At first glance, the needs of industrial environments appear simple, but to those who are in these facilities, their uptime is critical. Unfortunately, the hardware runs in facilities that are woefully insufficient to run the servers in their environments. It can be startling to witness. Many so-called server rooms are nothing more than the hosts and switchgear placed over in a corner with a sticker stating, "Do not turn off." They are often subject to extreme levels of heat, dust, or other aerosols. The servers and supporting switchgear sometimes share the same power circuits as the manufacturing equipment and often have little to no power protection.
Practical Guidance for vSAN Powered Clusters in Smaller Industrial Environments
A proper sizing and design exercise should always be applied to the design of any environment, large or small. The recommendations below offer some general guidance to help improve the simplicity, resilience, and manageability of a vSAN cluster in these types of manufacturing environments.
- Go with vSAN ReadyNodes or VxRail. These options will guarantee compatibility with the VMware Compatibility Guide (VCG). While a "build your own" (BYO) approach is supported, we often see the use of unsupported hardware as the underlying cause of a technical support case raised by a customer. Simplify the experience through a system already pre-approved.
- Choose a rack-mounted 2U form factor. A 2U rack-mounted server has proven to be the most flexible and economical form factor for most environments - especially hyperconverged. A 2U server will allow you to add more storage capacity easily, scaling up the potential capacity in an easy, economical manner.
- Configure your server's out-of-band management interfaces. Whether they use IPMI, iDRAC, ILO, or some other approach, this saves a lot of guesswork out of remote management tasks.
- Use all-flash. Fewer moving parts improve the reliability and performance. Sometimes these manufacturing environments are running software that does not demand high levels of performance, so SATA flash devices at the capacity tier could be a very economical option.
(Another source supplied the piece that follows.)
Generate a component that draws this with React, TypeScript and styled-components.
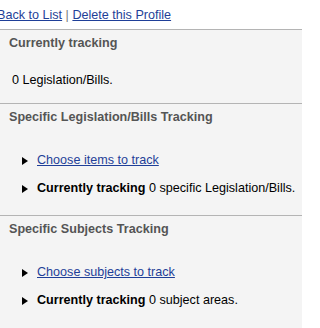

Sticking with NVMe devices for the caching/buffering tier is recommended. It has supreme levels of performance, and unlike SAS or SATA flash, it contains its own dedicated, embedded storage controller on the device for a more robust design.
- Use a minimum of four hosts. In smaller industrial environments, when paired with a storage array, it was not uncommon to just see two hosts in a traditional vSphere cluster. This is because the compute demands were minimal. But vSAN relies on hosts for the resilience of storage. While three is the minimum for a vSAN cluster, four hosts will allow you to maintain levels of prescribed resilience in the event of a failure. One may be able to go with single processor hosts to reduce hardware and software costs and remember, with vSAN, there is no storage array to purchase. When paired with a vSAN ROBO license, which is based on total VM count, the type of configuration described above can offer tremendous value.
- If the cluster size is no greater than 4 hosts, stick with storage policies using RAID-1 mirroring. This will give your data the ability to regain their prescribed levels of resilience should you have a host fail.
- Install vSphere/vSAN on persistent flash devices such as an SSD, M.2, U.2, or BOSS module. Using Micro SD cards or USB sticks for the hypervisor was popular at one time, but that trend is fading away fast due to the questionable quality of those devices, and the lack of ability to assign persistent host logging to devices.
- Specify the hosts with at least two disk groups. Two or more disk groups on a host allow the host to still continue to provide storage capacity in the event of a disk group failure. This is especially important in smaller clusters.
- Use appropriate enterprise-class switchgear. vSAN relies on reliable switchgear that has the processing, backplane, and buffering capabilities necessary for transacting high levels of packets per second. Unfortunately, many of the value-based 10Gb switchgear lacks all of those traits. Ensure you are running a sufficient class of switchgear for your environment.
- Use two switches for redundancy. A single switch is a single point of failure for connected environments. Ensure you have two switches, and they are connected with some variation of a LAG. Resist using stacking modules. These are easy to implement and have good cross-switch throughput, but often create a single failure domain for the two switches, which is antithetical to the goal.
- Don't neglect updates. Many times these environments adopt a 'set it and forget it' approach. This approach may work for an old PBX, but is not an effective strategy for hosts powering business-critical workloads using a hypervisor. Remember to update vCenter, the host's firmware, drivers, and hypervisor. The vSphere Lifecycle Manager (vLCM) introduced in vSphere 7 is VMware's all-new approach to host lifecycle management of the hypervisor and the supporting hardware. Use it if possible, and also be sure to sign up for the vSAN VCG Notification Service.
- Use an appropriate and sufficient UPS. Appropriately sized UPS units are neither exciting nor affordable. But the alternative may inflict damage on the equipment, compromise the data, and potentially your career. Also, make sure to allocate funds for battery replacements. UPS units won't provide any help if the batteries are not regularly maintained and replaced.
- Don't forget the backup strategy. Protecting the data, and the software that powers the data is paramount for any environment. Don't let the simplicity of a small environment distract from the requirements of data protection. And no, configuring backups of data on vSAN to a backup target on the vSAN cluster doesn't count as a backup.
While these are good starting point guidelines for running vSAN in small industrial environments, they should not override the specific requirements of an environment. I once provided consultation for a maritime manufacturing facility that used extremely powerful just-in-time cost modeling and inventory forecasting software. It was how they built their advantage over their competitors and needed these processes as fast as possible. In their case, performance mattered, and the recommendations reflected that additional requirement.
Manufacturing facilities and other industrial environments may present unique challenges to the design and operation of a vSphere and/or running a vSAN powered environment. With the proper planning and considerations of those manufacturing or processing facilities, vSphere and vSAN are a perfect fit for those environments.